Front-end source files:
## begin

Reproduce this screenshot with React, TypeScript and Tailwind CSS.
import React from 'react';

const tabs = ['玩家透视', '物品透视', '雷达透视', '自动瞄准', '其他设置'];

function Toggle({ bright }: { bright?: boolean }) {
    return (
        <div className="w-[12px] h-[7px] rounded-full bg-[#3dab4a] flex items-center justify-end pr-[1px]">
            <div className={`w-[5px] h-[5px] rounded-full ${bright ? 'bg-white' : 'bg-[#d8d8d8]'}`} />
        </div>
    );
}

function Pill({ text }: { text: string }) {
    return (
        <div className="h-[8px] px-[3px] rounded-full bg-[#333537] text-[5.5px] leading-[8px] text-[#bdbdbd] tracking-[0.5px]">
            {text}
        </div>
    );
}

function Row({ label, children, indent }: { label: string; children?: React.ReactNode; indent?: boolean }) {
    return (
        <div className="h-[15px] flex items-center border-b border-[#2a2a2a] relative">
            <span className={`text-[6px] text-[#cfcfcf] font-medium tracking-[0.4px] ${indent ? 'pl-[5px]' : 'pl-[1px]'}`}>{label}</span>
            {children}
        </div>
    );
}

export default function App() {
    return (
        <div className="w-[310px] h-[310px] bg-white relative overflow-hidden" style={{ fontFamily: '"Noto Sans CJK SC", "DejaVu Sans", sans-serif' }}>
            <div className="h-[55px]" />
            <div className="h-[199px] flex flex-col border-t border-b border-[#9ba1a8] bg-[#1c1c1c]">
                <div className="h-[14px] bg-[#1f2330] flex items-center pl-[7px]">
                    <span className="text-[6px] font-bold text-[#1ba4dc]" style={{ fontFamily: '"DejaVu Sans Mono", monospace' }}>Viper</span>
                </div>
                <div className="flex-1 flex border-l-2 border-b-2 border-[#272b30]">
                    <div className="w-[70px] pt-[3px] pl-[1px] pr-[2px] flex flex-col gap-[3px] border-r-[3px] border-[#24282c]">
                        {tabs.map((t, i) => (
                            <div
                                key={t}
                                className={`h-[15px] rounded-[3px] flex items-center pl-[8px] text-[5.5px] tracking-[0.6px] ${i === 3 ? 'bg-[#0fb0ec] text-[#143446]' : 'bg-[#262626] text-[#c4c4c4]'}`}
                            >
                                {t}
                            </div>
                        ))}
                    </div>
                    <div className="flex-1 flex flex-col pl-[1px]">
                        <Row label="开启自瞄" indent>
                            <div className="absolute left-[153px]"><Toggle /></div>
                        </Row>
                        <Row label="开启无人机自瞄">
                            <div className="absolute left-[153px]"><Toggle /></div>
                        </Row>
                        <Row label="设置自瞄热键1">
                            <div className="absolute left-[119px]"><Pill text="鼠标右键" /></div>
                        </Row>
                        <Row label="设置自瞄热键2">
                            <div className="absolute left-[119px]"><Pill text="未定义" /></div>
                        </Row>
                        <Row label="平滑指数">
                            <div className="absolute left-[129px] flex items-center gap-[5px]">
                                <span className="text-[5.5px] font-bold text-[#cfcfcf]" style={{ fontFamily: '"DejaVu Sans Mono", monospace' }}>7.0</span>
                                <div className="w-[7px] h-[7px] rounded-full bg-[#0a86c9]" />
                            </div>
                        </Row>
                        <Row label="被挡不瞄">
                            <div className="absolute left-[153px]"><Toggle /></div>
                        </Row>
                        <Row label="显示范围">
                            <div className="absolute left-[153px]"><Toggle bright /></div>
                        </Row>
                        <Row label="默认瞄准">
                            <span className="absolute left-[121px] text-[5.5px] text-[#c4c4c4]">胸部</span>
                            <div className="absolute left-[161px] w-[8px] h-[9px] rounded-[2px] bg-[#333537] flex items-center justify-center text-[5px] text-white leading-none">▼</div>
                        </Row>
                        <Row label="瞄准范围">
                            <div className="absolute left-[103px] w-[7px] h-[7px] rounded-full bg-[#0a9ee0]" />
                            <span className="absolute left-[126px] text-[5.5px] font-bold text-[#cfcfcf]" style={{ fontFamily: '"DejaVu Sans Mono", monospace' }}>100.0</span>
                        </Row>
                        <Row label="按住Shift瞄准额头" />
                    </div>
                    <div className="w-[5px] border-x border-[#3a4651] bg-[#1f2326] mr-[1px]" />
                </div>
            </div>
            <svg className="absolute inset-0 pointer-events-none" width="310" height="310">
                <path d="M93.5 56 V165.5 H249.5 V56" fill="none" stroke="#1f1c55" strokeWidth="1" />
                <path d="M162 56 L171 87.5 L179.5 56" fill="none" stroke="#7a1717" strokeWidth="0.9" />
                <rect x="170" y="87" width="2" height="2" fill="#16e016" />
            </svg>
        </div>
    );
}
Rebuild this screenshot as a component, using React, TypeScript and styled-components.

## end

WHAT YOU WILL DO:
Please restate the data word for word, every record included.

WRITTEN RESPONSE:
Reproduce this screenshot with React, TypeScript and Tailwind CSS.
import React from 'react';

const tabs = ['玩家透视', '物品透视', '雷达透视', '自动瞄准', '其他设置'];

function Toggle({ bright }: { bright?: boolean }) {
    return (
        <div className="w-[12px] h-[7px] rounded-full bg-[#3dab4a] flex items-center justify-end pr-[1px]">
            <div className={`w-[5px] h-[5px] rounded-full ${bright ? 'bg-white' : 'bg-[#d8d8d8]'}`} />
        </div>
    );
}

function Pill({ text }: { text: string }) {
    return (
        <div className="h-[8px] px-[3px] rounded-full bg-[#333537] text-[5.5px] leading-[8px] text-[#bdbdbd] tracking-[0.5px]">
            {text}
        </div>
    );
}

function Row({ label, children, indent }: { label: string; children?: React.ReactNode; indent?: boolean }) {
    return (
        <div className="h-[15px] flex items-center border-b border-[#2a2a2a] relative">
            <span className={`text-[6px] text-[#cfcfcf] font-medium tracking-[0.4px] ${indent ? 'pl-[5px]' : 'pl-[1px]'}`}>{label}</span>
            {children}
        </div>
    );
}

export default function App() {
    return (
        <div className="w-[310px] h-[310px] bg-white relative overflow-hidden" style={{ fontFamily: '"Noto Sans CJK SC", "DejaVu Sans", sans-serif' }}>
            <div className="h-[55px]" />
            <div className="h-[199px] flex flex-col border-t border-b border-[#9ba1a8] bg-[#1c1c1c]">
                <div className="h-[14px] bg-[#1f2330] flex items-center pl-[7px]">
                    <span className="text-[6px] font-bold text-[#1ba4dc]" style={{ fontFamily: '"DejaVu Sans Mono", monospace' }}>Viper</span>
                </div>
                <div className="flex-1 flex border-l-2 border-b-2 border-[#272b30]">
                    <div className="w-[70px] pt-[3px] pl-[1px] pr-[2px] flex flex-col gap-[3px] border-r-[3px] border-[#24282c]">
                        {tabs.map((t, i) => (
                            <div
                                key={t}
                                className={`h-[15px] rounded-[3px] flex items-center pl-[8px] text-[5.5px] tracking-[0.6px] ${i === 3 ? 'bg-[#0fb0ec] text-[#143446]' : 'bg-[#262626] text-[#c4c4c4]'}`}
                            >
                                {t}
                            </div>
                        ))}
                    </div>
                    <div className="flex-1 flex flex-col pl-[1px]">
                        <Row label="开启自瞄" indent>
                            <div className="absolute left-[153px]"><Toggle /></div>
                        </Row>
                        <Row label="开启无人机自瞄">
                            <div className="absolute left-[153px]"><Toggle /></div>
                        </Row>
                        <Row label="设置自瞄热键1">
                            <div className="absolute left-[119px]"><Pill text="鼠标右键" /></div>
                        </Row>
                        <Row label="设置自瞄热键2">
                            <div className="absolute left-[119px]"><Pill text="未定义" /></div>
                        </Row>
                        <Row label="平滑指数">
                            <div className="absolute left-[129px] flex items-center gap-[5px]">
                                <span className="text-[5.5px] font-bold text-[#cfcfcf]" style={{ fontFamily: '"DejaVu Sans Mono", monospace' }}>7.0</span>
                                <div className="w-[7px] h-[7px] rounded-full bg-[#0a86c9]" />
                            </div>
                        </Row>
                        <Row label="被挡不瞄">
                            <div className="absolute left-[153px]"><Toggle /></div>
                        </Row>
                        <Row label="显示范围">
                            <div className="absolute left-[153px]"><Toggle bright /></div>
                        </Row>
                        <Row label="默认瞄准">
                            <span className="absolute left-[121px] text-[5.5px] text-[#c4c4c4]">胸部</span>
                            <div className="absolute left-[161px] w-[8px] h-[9px] rounded-[2px] bg-[#333537] flex items-center justify-center text-[5px] text-white leading-none">▼</div>
                        </Row>
                        <Row label="瞄准范围">
                            <div className="absolute left-[103px] w-[7px] h-[7px] rounded-full bg-[#0a9ee0]" />
                            <span className="absolute left-[126px] text-[5.5px] font-bold text-[#cfcfcf]" style={{ fontFamily: '"DejaVu Sans Mono", monospace' }}>100.0</span>
                        </Row>
                        <Row label="按住Shift瞄准额头" />
                    </div>
                    <div className="w-[5px] border-x border-[#3a4651] bg-[#1f2326] mr-[1px]" />
                </div>
            </div>
            <svg className="absolute inset-0 pointer-events-none" width="310" height="310">
                <path d="M93.5 56 V165.5 H249.5 V56" fill="none" stroke="#1f1c55" strokeWidth="1" />
                <path d="M162 56 L171 87.5 L179.5 56" fill="none" stroke="#7a1717" strokeWidth="0.9" />
                <rect x="170" y="87" width="2" height="2" fill="#16e016" />
            </svg>
        </div>
    );
}
Rebuild this screenshot as a component, using React, TypeScript and styled-components.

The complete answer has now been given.